▸ **Task to carry out**: Gather up every line from the entries below that uses the word "React".

▸ **Provided records**:
=-=-=-=-=
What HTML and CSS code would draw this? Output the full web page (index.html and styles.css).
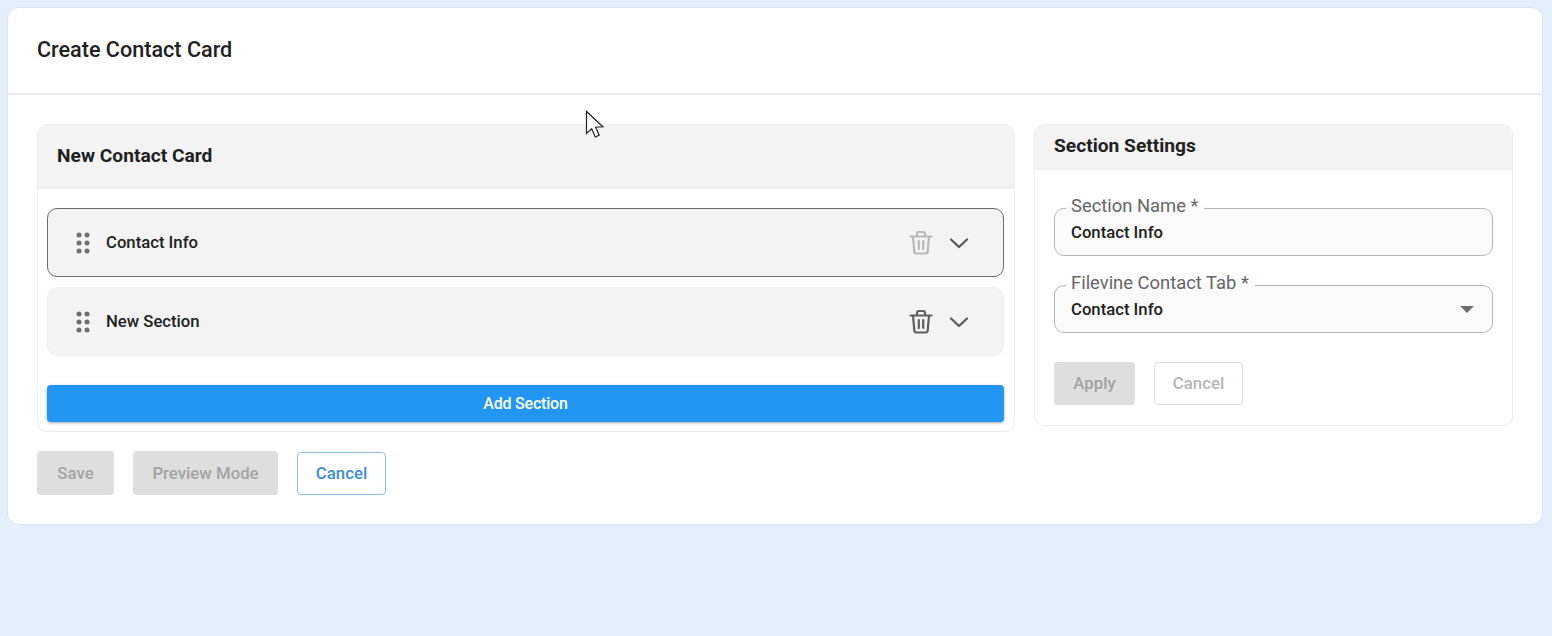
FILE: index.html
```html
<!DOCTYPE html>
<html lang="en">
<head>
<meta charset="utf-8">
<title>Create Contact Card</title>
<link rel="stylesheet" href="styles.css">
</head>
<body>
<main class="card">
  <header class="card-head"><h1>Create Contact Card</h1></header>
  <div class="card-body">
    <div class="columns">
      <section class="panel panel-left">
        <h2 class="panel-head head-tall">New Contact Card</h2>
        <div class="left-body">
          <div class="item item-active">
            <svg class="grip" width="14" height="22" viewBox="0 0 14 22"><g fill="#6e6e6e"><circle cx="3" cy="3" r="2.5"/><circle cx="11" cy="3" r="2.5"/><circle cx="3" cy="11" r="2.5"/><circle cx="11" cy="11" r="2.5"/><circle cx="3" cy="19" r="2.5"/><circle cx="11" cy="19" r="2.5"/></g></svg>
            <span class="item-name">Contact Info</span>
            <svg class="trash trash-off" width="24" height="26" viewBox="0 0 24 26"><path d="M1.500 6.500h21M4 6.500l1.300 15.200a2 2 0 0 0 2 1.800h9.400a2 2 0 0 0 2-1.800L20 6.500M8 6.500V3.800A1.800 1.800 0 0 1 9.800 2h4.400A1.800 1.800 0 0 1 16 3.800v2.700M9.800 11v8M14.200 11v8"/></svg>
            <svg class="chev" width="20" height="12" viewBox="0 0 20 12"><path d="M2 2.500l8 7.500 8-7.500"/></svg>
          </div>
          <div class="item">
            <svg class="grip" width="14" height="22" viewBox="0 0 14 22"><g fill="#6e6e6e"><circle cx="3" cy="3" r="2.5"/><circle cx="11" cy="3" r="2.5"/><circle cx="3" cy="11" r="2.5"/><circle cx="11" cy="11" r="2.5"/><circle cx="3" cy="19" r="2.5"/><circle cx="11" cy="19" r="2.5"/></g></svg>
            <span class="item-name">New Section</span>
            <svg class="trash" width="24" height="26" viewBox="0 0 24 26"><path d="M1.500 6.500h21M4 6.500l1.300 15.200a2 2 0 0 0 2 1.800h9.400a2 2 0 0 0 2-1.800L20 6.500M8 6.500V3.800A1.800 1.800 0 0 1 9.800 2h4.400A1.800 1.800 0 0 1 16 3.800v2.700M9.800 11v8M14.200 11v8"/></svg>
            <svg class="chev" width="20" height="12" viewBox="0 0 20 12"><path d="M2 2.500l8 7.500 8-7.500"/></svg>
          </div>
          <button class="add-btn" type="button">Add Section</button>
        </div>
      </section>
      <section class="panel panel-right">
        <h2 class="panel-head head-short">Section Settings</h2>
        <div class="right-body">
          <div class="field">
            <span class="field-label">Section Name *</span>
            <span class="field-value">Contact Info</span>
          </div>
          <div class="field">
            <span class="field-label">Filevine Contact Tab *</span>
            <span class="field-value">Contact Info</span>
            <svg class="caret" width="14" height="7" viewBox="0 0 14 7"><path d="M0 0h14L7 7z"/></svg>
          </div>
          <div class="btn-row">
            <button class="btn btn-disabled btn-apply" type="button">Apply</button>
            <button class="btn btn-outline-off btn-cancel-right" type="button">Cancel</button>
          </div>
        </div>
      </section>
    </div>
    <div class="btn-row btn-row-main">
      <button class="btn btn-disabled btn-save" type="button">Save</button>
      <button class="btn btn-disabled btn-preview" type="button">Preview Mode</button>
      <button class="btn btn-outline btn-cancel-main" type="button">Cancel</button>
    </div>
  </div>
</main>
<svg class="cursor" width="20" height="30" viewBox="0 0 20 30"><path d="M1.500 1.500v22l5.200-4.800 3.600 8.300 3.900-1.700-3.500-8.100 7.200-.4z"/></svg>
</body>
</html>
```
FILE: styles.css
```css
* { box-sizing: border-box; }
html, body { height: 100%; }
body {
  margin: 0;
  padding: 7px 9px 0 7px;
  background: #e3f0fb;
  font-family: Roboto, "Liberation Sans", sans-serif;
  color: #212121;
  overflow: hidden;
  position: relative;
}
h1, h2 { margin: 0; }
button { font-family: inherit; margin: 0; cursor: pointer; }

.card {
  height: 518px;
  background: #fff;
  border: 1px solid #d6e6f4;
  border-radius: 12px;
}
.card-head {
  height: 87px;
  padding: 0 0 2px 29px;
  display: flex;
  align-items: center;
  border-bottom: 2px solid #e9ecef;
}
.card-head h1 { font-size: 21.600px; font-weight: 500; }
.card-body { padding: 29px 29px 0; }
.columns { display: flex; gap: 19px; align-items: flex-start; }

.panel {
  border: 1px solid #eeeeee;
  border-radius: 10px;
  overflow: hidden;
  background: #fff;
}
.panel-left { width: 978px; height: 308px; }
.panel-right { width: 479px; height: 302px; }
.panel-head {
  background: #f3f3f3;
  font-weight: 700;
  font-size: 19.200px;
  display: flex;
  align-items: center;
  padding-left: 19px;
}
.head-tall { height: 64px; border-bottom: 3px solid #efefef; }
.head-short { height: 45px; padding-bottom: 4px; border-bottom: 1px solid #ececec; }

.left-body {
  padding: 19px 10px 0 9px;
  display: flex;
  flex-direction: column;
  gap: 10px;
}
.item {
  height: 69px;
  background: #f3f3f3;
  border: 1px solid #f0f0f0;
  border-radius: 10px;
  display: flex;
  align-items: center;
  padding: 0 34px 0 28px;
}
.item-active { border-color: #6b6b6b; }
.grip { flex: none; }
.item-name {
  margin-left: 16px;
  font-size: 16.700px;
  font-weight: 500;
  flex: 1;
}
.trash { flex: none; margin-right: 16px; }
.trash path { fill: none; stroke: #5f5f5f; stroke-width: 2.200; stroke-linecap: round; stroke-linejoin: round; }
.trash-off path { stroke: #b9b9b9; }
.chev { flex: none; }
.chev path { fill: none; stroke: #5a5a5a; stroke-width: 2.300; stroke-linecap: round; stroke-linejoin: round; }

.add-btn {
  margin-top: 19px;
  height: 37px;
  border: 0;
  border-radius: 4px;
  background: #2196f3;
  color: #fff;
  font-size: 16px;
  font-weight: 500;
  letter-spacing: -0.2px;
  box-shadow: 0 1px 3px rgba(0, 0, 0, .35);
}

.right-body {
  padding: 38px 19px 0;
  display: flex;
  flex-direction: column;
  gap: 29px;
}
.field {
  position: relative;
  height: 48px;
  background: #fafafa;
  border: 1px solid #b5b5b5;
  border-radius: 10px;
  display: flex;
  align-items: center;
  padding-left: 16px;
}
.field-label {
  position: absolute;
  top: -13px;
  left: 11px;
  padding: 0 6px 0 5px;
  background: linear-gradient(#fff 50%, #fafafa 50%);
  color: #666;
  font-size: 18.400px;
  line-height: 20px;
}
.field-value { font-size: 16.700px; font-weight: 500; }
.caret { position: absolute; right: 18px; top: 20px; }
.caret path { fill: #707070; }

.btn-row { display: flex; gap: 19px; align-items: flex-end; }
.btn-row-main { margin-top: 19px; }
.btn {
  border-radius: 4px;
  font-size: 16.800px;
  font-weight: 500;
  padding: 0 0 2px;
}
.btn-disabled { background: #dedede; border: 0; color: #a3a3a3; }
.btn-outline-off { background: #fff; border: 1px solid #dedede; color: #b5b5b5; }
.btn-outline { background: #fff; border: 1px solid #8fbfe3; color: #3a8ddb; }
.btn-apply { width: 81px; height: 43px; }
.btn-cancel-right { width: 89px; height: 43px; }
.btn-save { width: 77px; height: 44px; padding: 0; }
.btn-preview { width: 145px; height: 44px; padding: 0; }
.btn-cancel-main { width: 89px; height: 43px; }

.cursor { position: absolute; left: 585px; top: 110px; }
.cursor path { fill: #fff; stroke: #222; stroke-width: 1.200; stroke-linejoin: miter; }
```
=-=-=-=-=
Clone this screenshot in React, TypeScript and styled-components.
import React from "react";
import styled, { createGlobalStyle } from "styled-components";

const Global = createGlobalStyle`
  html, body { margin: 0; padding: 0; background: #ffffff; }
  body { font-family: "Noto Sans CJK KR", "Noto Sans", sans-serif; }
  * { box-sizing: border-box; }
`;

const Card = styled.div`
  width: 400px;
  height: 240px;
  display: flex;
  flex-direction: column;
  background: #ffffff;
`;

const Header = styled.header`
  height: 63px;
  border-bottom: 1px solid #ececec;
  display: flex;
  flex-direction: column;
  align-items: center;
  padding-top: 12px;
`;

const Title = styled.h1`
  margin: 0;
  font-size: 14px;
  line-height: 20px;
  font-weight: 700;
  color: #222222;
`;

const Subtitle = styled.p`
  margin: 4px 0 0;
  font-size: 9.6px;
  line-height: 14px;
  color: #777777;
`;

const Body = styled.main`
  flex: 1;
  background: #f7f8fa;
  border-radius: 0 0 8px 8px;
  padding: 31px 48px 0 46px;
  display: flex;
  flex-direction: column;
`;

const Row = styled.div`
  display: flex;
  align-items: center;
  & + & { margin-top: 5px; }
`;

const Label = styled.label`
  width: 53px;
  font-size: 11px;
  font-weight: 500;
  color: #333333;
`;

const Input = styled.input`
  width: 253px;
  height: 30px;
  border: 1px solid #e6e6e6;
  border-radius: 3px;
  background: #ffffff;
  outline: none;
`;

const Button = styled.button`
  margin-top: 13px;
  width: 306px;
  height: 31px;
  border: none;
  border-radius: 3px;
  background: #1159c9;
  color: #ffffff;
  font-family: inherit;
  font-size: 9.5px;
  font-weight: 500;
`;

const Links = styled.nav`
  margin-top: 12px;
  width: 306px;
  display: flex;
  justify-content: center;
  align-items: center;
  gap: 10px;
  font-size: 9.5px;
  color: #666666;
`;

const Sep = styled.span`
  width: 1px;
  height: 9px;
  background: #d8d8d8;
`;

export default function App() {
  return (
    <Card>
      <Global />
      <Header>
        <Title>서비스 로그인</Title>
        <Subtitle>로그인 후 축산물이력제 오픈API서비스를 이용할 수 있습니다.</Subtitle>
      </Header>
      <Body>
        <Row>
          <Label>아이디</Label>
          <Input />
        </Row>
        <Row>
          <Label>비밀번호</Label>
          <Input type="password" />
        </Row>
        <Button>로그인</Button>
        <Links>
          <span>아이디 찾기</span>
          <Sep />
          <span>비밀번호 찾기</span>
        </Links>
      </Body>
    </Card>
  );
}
=-=-=-=-=
▸ **Result below**:
Clone this screenshot in React, TypeScript and styled-components.
import React from "react";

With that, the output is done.